The major activities are:

  • identify and analyse the state of technology and systems of battery electric buses,
  • collect and document “International Success Stories” in a common format,
  • provide an overview of systems and technology providers with characteristic data,
  • stakeholder involvement in workshops, in combination with site visit,
  • analyse the combination of trolley and battery bus systems,
  • analyse the integration and use of existing infrastructure of trams, trolleys and metro,
  • identify success factors, e.g. size of bus, distances between bus stops,
  • describe and define various loading strategies,
  • analyse sustainability issues – economic, environmental and social aspects,
  • identify R&D demand,
  • conclude and summarise future perspectives, and
  • presentations and contributions at conferences.

working method

The most important activity of the working method (Figure 1) is the organisation of workshops in different member countries to involve the stakeholders in the value chain of battery electric buses, e.g. providers of public transportation services, system and technology providers, research institutions. The organisation of workshops with participation from industry, research organisations, technology policy experts and governmental institutions provides an international basis for the exchange of information on the relevant activities. The focus of the expert workshops is to analyse, discuss and document two areas:

  1. The state of technology for battery electric buses, and
  2. Future perspectives of battery electric buses.

The workshops are to be combined with site visits to demonstrate on-going activities of battery electric buses in daily life application. 

Working method of task 33

Figure 1 Working Method

Results

The results of this task pertained to the key reasons for adoption for battery electric buses including the technological aspects, Experiences from demonstration projects and experiences, Fleet management, Performance indicators, Environmental aspects, Economic aspects, and the Comparison to other low-or zero-emission bus systems.

The charging systems are an essential component, when discussing battery electric bus implementation. Harmonised charging systems are necessary for fast and/or opportunity charging on the route or in the depot. Currently there is no “one size fits all” charging solution as the site specific framework conditions have to be considered. For effective grid load management, a charging management of the bus fleet is essential; furthermore, a system approach combining bus operation and charging strategies is necessary – bus and charging infrastructure must be optimally linked.

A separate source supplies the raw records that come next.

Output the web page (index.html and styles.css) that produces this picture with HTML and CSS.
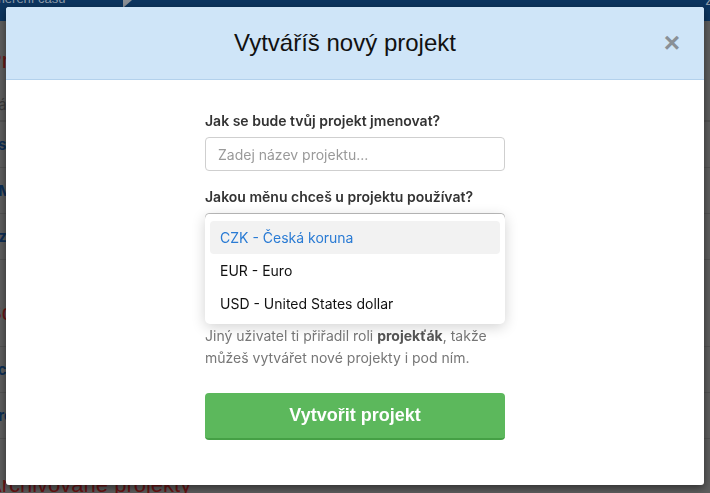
FILE: index.html
```html
<!DOCTYPE html>
<html lang="cs">
<head>
    <meta charset="UTF-8">
    <meta name="viewport" content="width=device-width, initial-scale=1.0">
    <title>Vytváříš nový projekt</title>
    <link rel="stylesheet" href="styles.css">
</head>
<body>

<!-- Stránka v pozadí (ztmavená) -->
<div class="page">
    <div class="topbar">
        <span class="brand">měření času</span>
        <span class="brand-arrow"></span>
        <span class="topbar-right">Z</span>
    </div>

    <main class="content">
        <h2 class="section-title">Projekty</h2>
        <div class="list-head">Název</div>
        <ul class="project-list">
            <li><a href="#">Aslan</a></li>
            <li><a href="#">AMarketing</a></li>
            <li><a href="#">Azelenina</a></li>
        </ul>

        <h2 class="section-title section-second">Sdílené projekty</h2>
        <ul class="project-list">
            <li><a href="#">Acestování</a></li>
            <li><a href="#">Arozpočet</a></li>
        </ul>

        <h2 class="section-title section-archive">Archivované projekty</h2>
    </main>
</div>

<!-- Modální okno -->
<div class="overlay">
    <div class="modal">
        <div class="modal-header">
            <h1>Vytváříš nový projekt</h1>
            <button type="button" class="close">&times;</button>
        </div>

        <div class="modal-body">
            <form class="project-form">
                <label for="nazev">Jak se bude tvůj projekt jmenovat?</label>
                <input type="text" id="nazev" name="nazev" placeholder="Zadej název projektu...">

                <label>Jakou měnu chceš u projektu používat?</label>
                <div class="select">
                    <ul class="dropdown">
                        <li class="active">CZK - Česká koruna</li>
                        <li>EUR - Euro</li>
                        <li>USD - United States dollar</li>
                    </ul>
                </div>

                <p class="hint">Jiný uživatel ti přiřadil roli <b>projekťák</b>, takže můžeš vytvářet nové projekty i pod ním.</p>

                <button type="button" class="btn-create">Vytvořit projekt</button>
            </form>
        </div>
    </div>
</div>

</body>
</html>
```

FILE: styles.css
```css
/* Obecné */
body {
    margin: 0;
    padding: 0;
    background-color: #5e5e5e;
    font-family: Inter, "Noto Sans", sans-serif;
    overflow: hidden;
}

/* Stránka v pozadí */
.topbar {
    height: 21px;
    background-color: #0c3560;
    display: flex;
    overflow: hidden;
}

.brand {
    display: block;
    margin-top: -8px;
    margin-left: -6px;
    color: #8d9aa8;
    font-family: "Liberation Sans", Arial, sans-serif;
    font-size: 13px;
    line-height: 14px;
}

.brand-arrow {
    width: 0;
    height: 0;
    margin-left: 57px;
    border-left: 9px solid #8a8f96;
    border-bottom: 8px solid transparent;
}

.topbar-right {
    margin-left: auto;
    margin-top: -8px;
    margin-right: -4px;
    color: #8d9aa8;
    font-family: "Liberation Sans", Arial, sans-serif;
    font-size: 14px;
}

.content {
    margin-left: -13px;
    padding-top: 28px;
}

.section-title {
    margin: 0;
    color: #6b1414;
    font-family: "Liberation Sans", Arial, sans-serif;
    font-weight: normal;
    font-size: 22px;
    line-height: 24px;
}

.section-second {
    margin-top: 41px;
}

.section-archive {
    margin-top: 34px;
}

.list-head {
    margin-top: 22px;
    padding-bottom: 6px;
    color: #3c3c3c;
    font-size: 15px;
    border-bottom: 1px solid #535353;
}

.project-list {
    list-style: none;
    margin: 0;
    padding: 0;
    border-top: 1px solid #535353;
}

.section-second + .project-list {
    margin-top: 21px;
}

.project-list li {
    height: 45px;
    line-height: 45px;
    border-bottom: 1px solid #535353;
}

.project-list a {
    color: #0d2e55;
    text-decoration: none;
    font-weight: bold;
    font-size: 15px;
}

/* Modální okno */
.overlay {
    position: fixed;
    top: 0;
    left: 0;
    right: 0;
    bottom: 0;
    display: flex;
    justify-content: center;
    align-items: flex-start;
    padding-top: 7px;
}

.modal {
    width: 698px;
    background-color: #fff;
    border-radius: 3px;
    box-shadow: 0 3px 9px rgba(0, 0, 0, 0.5);
}

.modal-header {
    height: 72px;
    padding-right: 20px;
    background-color: #cfe5f8;
    border-bottom: 1px solid #b3d1ec;
    border-radius: 3px 3px 0 0;
    display: flex;
    align-items: center;
    justify-content: center;
    position: relative;
}

.modal-header h1 {
    margin: 0;
    font-family: "Liberation Sans", Arial, sans-serif;
    font-weight: normal;
    font-size: 24px;
    color: #111;
}

.close {
    position: absolute;
    right: 24px;
    top: 22px;
    border: none;
    background: none;
    padding: 0;
    font-family: "Liberation Sans", Arial, sans-serif;
    font-size: 28px;
    font-weight: bold;
    line-height: 28px;
    color: #8a9096;
    cursor: pointer;
}

.modal-body {
    padding: 31px 0 45px;
}

.project-form {
    width: 300px;
    margin: 0 auto;
    display: flex;
    flex-direction: column;
}

.project-form label {
    font-size: 14px;
    font-weight: 600;
    line-height: 20px;
    color: #333;
    margin-bottom: 6px;
}

.project-form input {
    box-sizing: border-box;
    height: 34px;
    padding: 0 12px;
    margin: 0 0 16px;
    border: 1px solid #cfcfcf;
    border-radius: 4px;
    font-family: inherit;
    font-size: 14px;
    color: #333;
}

.project-form input::placeholder {
    color: #9a9a9a;
}

.select {
    box-sizing: border-box;
    height: 34px;
    border: 1px solid #bdbdbd;
    border-radius: 4px;
    position: relative;
    margin-bottom: 78px;
}

.dropdown {
    position: absolute;
    top: 0;
    left: -1px;
    width: 300px;
    box-sizing: border-box;
    list-style: none;
    margin: 0;
    padding: 7px 5px 4px;
    background-color: #fff;
    border-radius: 5px;
    box-shadow: 0 3px 14px rgba(0, 0, 0, 0.18);
    z-index: 2;
}

.dropdown li {
    height: 33px;
    line-height: 33px;
    padding-left: 10px;
    font-size: 14px;
    color: #111;
    border-radius: 4px;
}

.dropdown li.active {
    background-color: #f2f2f2;
    color: #2a7bd4;
}

.hint {
    margin: 0;
    font-size: 14px;
    line-height: 22px;
    color: #777;
}

.hint b {
    color: #555;
}

.btn-create {
    margin-top: 24px;
    height: 47px;
    border: none;
    border-bottom: 2px solid #45a045;
    border-radius: 4px;
    background-color: #5cb85c;
    color: #fff;
    font-family: "Liberation Sans", Arial, sans-serif;
    font-weight: bold;
    font-size: 18px;
    cursor: pointer;
}

.btn-create:hover {
    background-color: #4cae4c;
}
```
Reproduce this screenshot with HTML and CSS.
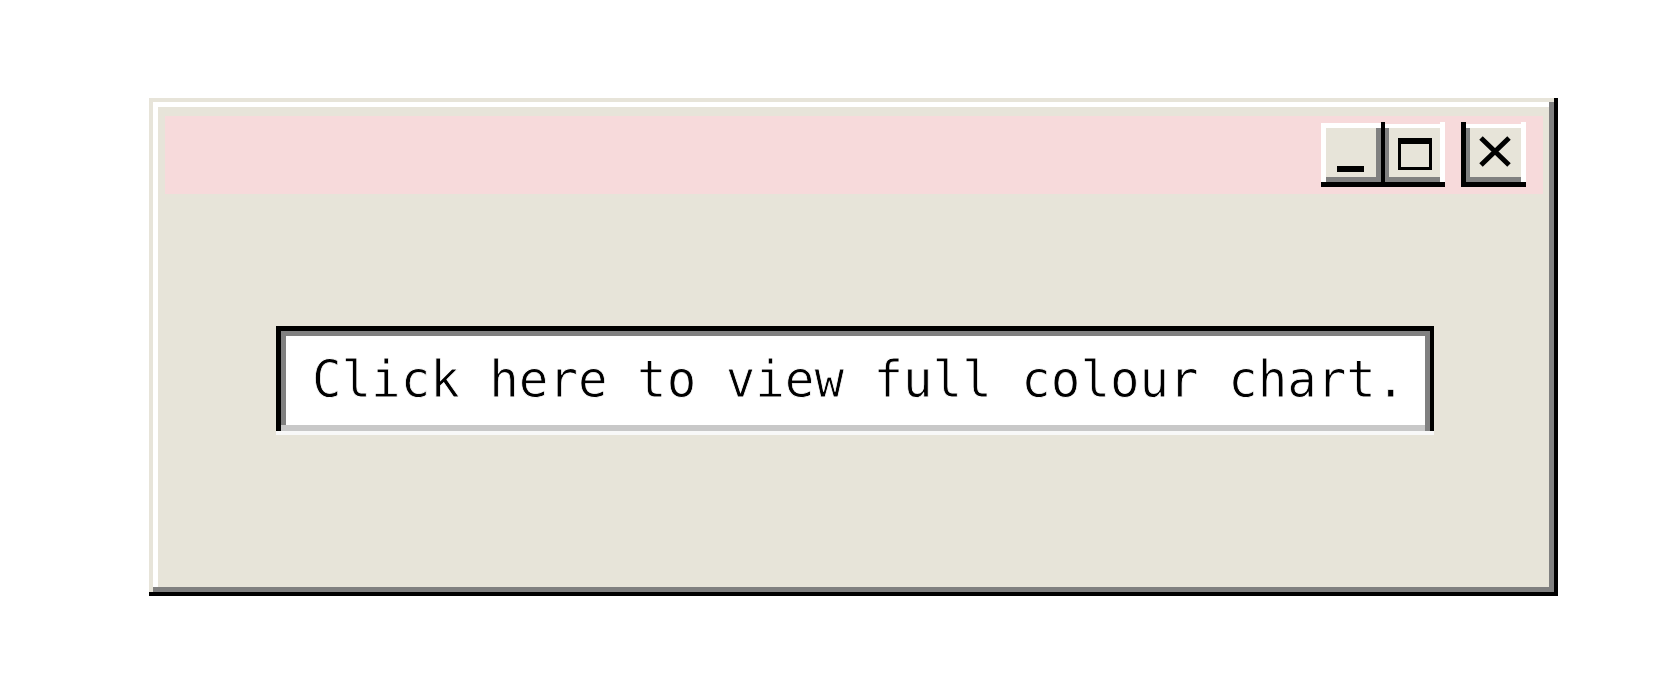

One very important aspect for the further future development of battery bus systems is advanced fleet management. Fleet management can be utilised to optimise the operation of electric bus systems. Especially when high scale OC bus systems are considered, fleet management has functions to ensure optimal charging operations.

The key performance indicators for battery electric bus systems are:

  • Operating costs and energy consumption.
  • Charging system performance.
  • System performance.

As additional indicators the following are relevant:

  • Powertrain electricity consumption (kWh/km): inverter consumed electricity / kilometres driven (on route)
  • Heating electricity consumption (kWh/km): electricity consumed by the HVAC system (both on route and total)
  • Auxiliaries electricity consumption (kWh/km): electricity consumed by other electric auxiliaries, such as power steering, air compressor and DC/DC (on route)
  • Fuel consumption (l/h): fuel heater fuel consumption vs. temperature
  • Charging efficiency (%): electricity from the grid / Electricity into the battery
  • Dead time in charging (%): Dead time in charging / total charging time
  • Battery efficiency (%): electricity out from the battery / Electricity into the battery
  • Total system energy efficiency (%): electricity out from the battery / Electricity from the grid
  • Minimum SoC in operation: lowest battery state of charge in operation
  • Average delta SoC in operation: estimate from operational data
  • Battery health, SOH (%): Percentage of the remaining battery capacity versus battery nominal capacity

Besides battery electric buses, hydrogen fuel cell buses, and synthetic biofuels and E-fuels (made from CO2 and electricity) with an internal combustion engine (ICE) are also future options for low- or zero-emissions bus systems. The application of biomethane and hydrotreated vegetable oil (HVO) is an option; in future the application of synthetic biofuels is also possible.

Focusing on current trends it can be observed that the battery capacity of both OC and DC buses is continuously increasing. Different sizes of battery electric buses are available, ranging from 12, 15 and 18 m buses. For the design of new light weight battery electric buses, more aluminium and plastic components are set to be developed and integrated in innovative new use concepts.

Mass roll out of battery electric buses does however come with some main challenges:

  • availability of battery electric buses and charges in daily operation (as less/ no diesel buses are there for backup),
  • integration of fleet management,
  • energy and charging management to reduce cost and power capacity, and
  • grid stability and quality.

Focusing on the further development of battery electric buses, R&D needs are identified in the following fields:

  • heating and cooling systems and strategies,
  • inductive charging at stations/road,
  • high power charging 1 MW and higher,
  • light weight vehicles, e.g. plastic and aluminium,
  • additional capacities to batteries for very quick charging,
  • bus to grid (B2G) concepts, applications and business models, and
  • integration of 2nd life batteries in depot charging system for peak shaving and additional renewable electricity storage.